I let them in, and waffled around some more about whether or not to go, if they should come with us, or what. Then the sirens went off again! We all watched the weather for a second, and determined that I should go to Paul and Diane’s, and they would go to Coleman. By now it was about 7:30, and I pulled dinner out of the oven, but no time to eat! I had to take cover! It was time for us to eat and time for Anna to nurse, but we had to go! So with Anna screaming, rain pelting, and wind blowing, I set off on the 12-minute drive to Paul and Diane’s. It was raining really hard, but I was driving on a little back road, so I had to go slow enough that I didn’t feel like it was dangerous driving. The rain suddenly slowed down to just a few splattering drops, and the wind died down. I heard a dull whining roar. I thought I must be hearing the sirens again, but I rolled down the window, and it wasn’t the sirens. I think it was the storm going over, and I was still 10 minutes from shelter! I knew that at the time, but I didn’t really let myself believe it, so I didn’t freak out. After only a minute or so, the rain picked back up and that sound went away. Anna was still screaming though.
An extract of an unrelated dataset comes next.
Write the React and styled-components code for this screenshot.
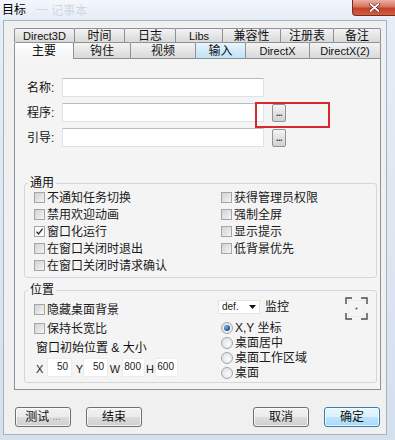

Claire finished her chocolate milk and tried to get me to take her cup, like she usually does, but I said, “Not right now Claire, I’ve got to focus on driving.” I explained to her that it was really stormy, and we had to get to Mamaw and Papaw’s house fast so we could get in the cellar in case a tornado came. She enjoys going in Mamaw and Papaw’s new cellar whether it’s stormy or not, and I explained to her that a tornado is really strong winds that come down from the sky and can pick up cows! I don’t know if this really impressed her as much as I thought it should.
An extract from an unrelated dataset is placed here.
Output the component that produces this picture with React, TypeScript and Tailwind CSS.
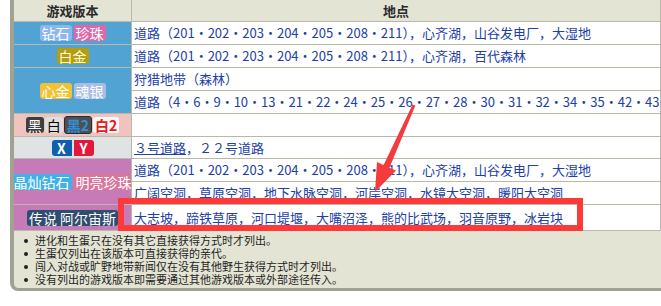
const badge = "inline-block shrink-0 whitespace-nowrap rounded-[3px] px-[2px] text-[14px] leading-[16px]";
const leftCell = "flex items-center justify-center gap-[2px] overflow-hidden";
const rightCell =
  "flex items-center bg-white px-[2px] text-[13px] text-[#2140a6] whitespace-nowrap overflow-hidden";

const ROUTES = "道路（201・202・203・204・205・208・211），心齐湖，山谷发电厂，大湿地";

const notes = [
  "进化和生蛋只在没有其它直接获得方式时才列出。",
  "生蛋仅列出在该版本可直接获得的亲代。",
  "闯入对战或旷野地带新闻仅在没有其他野生获得方式时才列出。",
  "没有列出的游戏版本即需要通过其他游戏版本或外部途径传入。",
];

export default function App() {
  return (
    <div className="relative h-[306px] w-[661px] overflow-hidden bg-white font-['Noto_Sans_CJK_SC','Liberation_Sans',sans-serif]">
      <div className="ml-[10px] w-[656px] rounded-bl-[8px] border-b-[3px] border-l-4 border-[#a2a292] bg-[#e4e4d4]">
        <div className="grid grid-cols-[117px_528px] grid-rows-[21px_22px_22px_22px_22px_22px_21px_22px_22px_25px] gap-px bg-[#b9b9a9]">
          {/* header */}
          <div className="flex items-center justify-center bg-[#e4e4d4] text-[13px] font-bold text-[#2a2a2a]">
            游戏版本
          </div>
          <div className="flex items-center justify-center bg-[#e4e4d4] text-[13px] font-bold text-[#2a2a2a]">
            地点
          </div>

          {/* 钻石 珍珠 */}
          <div className={`${leftCell} bg-[#51a3d3]`}>
            <span className={`${badge} bg-[#8db5ee] text-white`}>钻石</span>
            <span className={`${badge} bg-[#e067a6] text-white`}>珍珠</span>
          </div>
          <div className={rightCell}>{ROUTES}</div>

          {/* 白金 */}
          <div className={`${leftCell} bg-[#51a3d3]`}>
            <span className={`${badge} bg-[#b59d0c] text-[#fffbe0]`}>白金</span>
          </div>
          <div className={rightCell}>道路（201・202・203・204・205・208・211），心齐湖，百代森林</div>

          {/* 心金 魂银 */}
          <div className={`${leftCell} row-span-2 bg-[#51a3d3]`}>
            <span className={`${badge} bg-[#f2c232] text-white`}>心金</span>
            <span className={`${badge} bg-[#a9bde2] text-white`}>魂银</span>
          </div>
          <div className={rightCell}>狩猎地带（森林）</div>
          <div className={rightCell}>
            道路（4・6・9・10・13・21・22・24・25・26・27・28・30・31・32・34・35・42・43
          </div>

          {/* 黑 白 黑2 白2 */}
          <div className={`${leftCell} gap-px bg-[#f0c3bf]`}>
            <span className={`${badge} bg-[#3e3e3e] text-white`}>黑</span>
            <span className={`${badge} bg-[#dedede] text-black`}>白</span>
            <span className={`${badge} border border-[#2c2c2c] bg-[#4e4f55] font-bold text-[#2f8fdc]`}>黑2</span>
            <span className={`${badge} bg-[#f6f6f6] font-bold text-[#e0201c]`}>白2</span>
          </div>
          <div className={rightCell}></div>

          {/* X Y */}
          <div className={`${leftCell} gap-0 bg-[#dfe3e3]`}>
            <span className={`${badge} w-[20px] rounded-r-none bg-[#0f5fae] text-center font-bold text-white`}>X</span>
            <span className={`${badge} w-[20px] rounded-l-none bg-[#e2193d] text-center font-bold text-white`}>Y</span>
          </div>
          <div className={rightCell}>
            <span className="underline">３号道路</span>，２２号道路
          </div>

          {/* 晶灿钻石 明亮珍珠 */}
          <div className={`${leftCell} row-span-2 bg-[#c77ab8]`}>
            <span className={`${badge} px-0 bg-[#3fb1e6] text-white`}>晶灿钻石</span>
            <span className={`${badge} px-0 bg-[#d8769b] text-white`}>明亮珍珠</span>
          </div>
          <div className={rightCell}>{ROUTES}</div>
          <div className={rightCell}>广阔空洞，草原空洞，地下水脉空洞，河岸空洞，水镜大空洞，暖阳大空洞</div>

          {/* 传说 阿尔宙斯 */}
          <div className={`${leftCell} bg-[#c77ab8]`}>
            <span className={`${badge} bg-[#2f4e6f] text-white`}>传说 阿尔宙斯</span>
          </div>
          <div className={rightCell}>大志坡，蹄铁草原，河口堤堰，大嘴沼泽，熊的比武场，羽音原野，冰岩块</div>
        </div>

        {/* notes */}
        <ul className="border-t border-[#b9b9a9] pt-[3px] pb-[2px] pl-[8px] text-[11px] text-[#1e1e1e]">
          {notes.map((n) => (
            <li key={n} className="flex h-[13px] items-center leading-[13px]">
              <span className="mr-[7px] ml-[2px] h-[4px] w-[4px] shrink-0 rounded-full bg-[#222]" />
              {n}
            </li>
          ))}
        </ul>
      </div>

      {/* annotation: red box + arrow */}
      <div className="absolute left-[118px] top-[198px] h-[33px] w-[465px] border-[6px] border-[#fd3a3a]" />
      <svg className="absolute left-0 top-0" width="661" height="306" viewBox="0 0 661 306">
        <polygon
          points="412.6,104.4 415.4,105.6 389.4,167.7 396,170.6 375,192 377,162.1 383.6,165.1"
          fill="#f33b3b"
        />
      </svg>
    </div>
  );
}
Anyway, we finally made it to Mamaw and Papaw’s driveway. Anna was still screaming in case you’re wondering. As I drove up, I saw two extra vehicles and three people I didn’t immediately recognize staring up at the sky. The people who had been camping with Paul and Diane had come back to their house with them; they were three couples from our church. Paul helped me get the girls in the house, and I immediately sat down with Anna and started nursing her under her tent. Things were so crazy with most people coming in to check the TV, or out to check the sky, that I figured nobody would mind if I nursed Anna in the middle of it all. Then I heard the news lady say that people of Durant should take cover. We were in Calera, so we didn’t think this applied to us. Then the Calera storm sirens went off, and Diane heard another channel say that a tornado had just been seen by a Love’s gas station that was only a couple miles from us. So Diane leaped into motion, shouting toward the back porch where a couple more people were sitting, “We better go to the cellar!” I heard Ruth from our church trill, “Steeeee-ven!!”, one of the people who was standing in the yard with his head tilted back at a 90 degree angle. Anna, Claire, Diane, Ruth, Dee Davis, her dog Bonnie, and I were all in the cellar, and it felt pretty cozy, but there were still five people above, watching the sky! I finished feeding Anna in one of the camping chairs, and we sat down there with the door open, waiting. It still wasn't raining hard--just hard, spattering drops, and the wind had died down again. We chatted about nothing in particular for about 15 minutes, until a couple of the sky-watchers came over and told us the danger had passed; the storm had moved over to the east. We were all starving, and dinner was pretty much ready in the house, so we climbed out and the ladies set about pulling baked potatoes from the oven, cutting up a prime rib, pulling out paper plates and plastic silverware, etc.
We ate dinner at about 8:15, and then went back to watching the storm coverage. I got word from my sister that they had made it back to Coleman, thank goodness. Then we heard on the news that a tornado had touched down three miles south of Coleman! I got a text from the other Kim that she had seen on the news that the Sundowner arena, which she knew was owned by my uncle, had been hit! (They later amended that title, saying that Kyle from their Facebook page had said that the arena is no longer the Sundowner arena. Yup, that was my brother, on fb during the storm!) When Amanda and the rest of my Coleman family emerged from the cellar a little later, we texted back and forth about what we knew about the arena, while I talked and texted with Jay, who was driving back from Ardmore--he’d been meeting with a family in their home about building a house for their parents, and thankfully, that home had a big cellar. They’d been down to the cellar two different times, and the storms had finally subsided enough between here and there for him to head back.
The arena was wrecked, but all my family made it back home safe and sound, thank the Lord!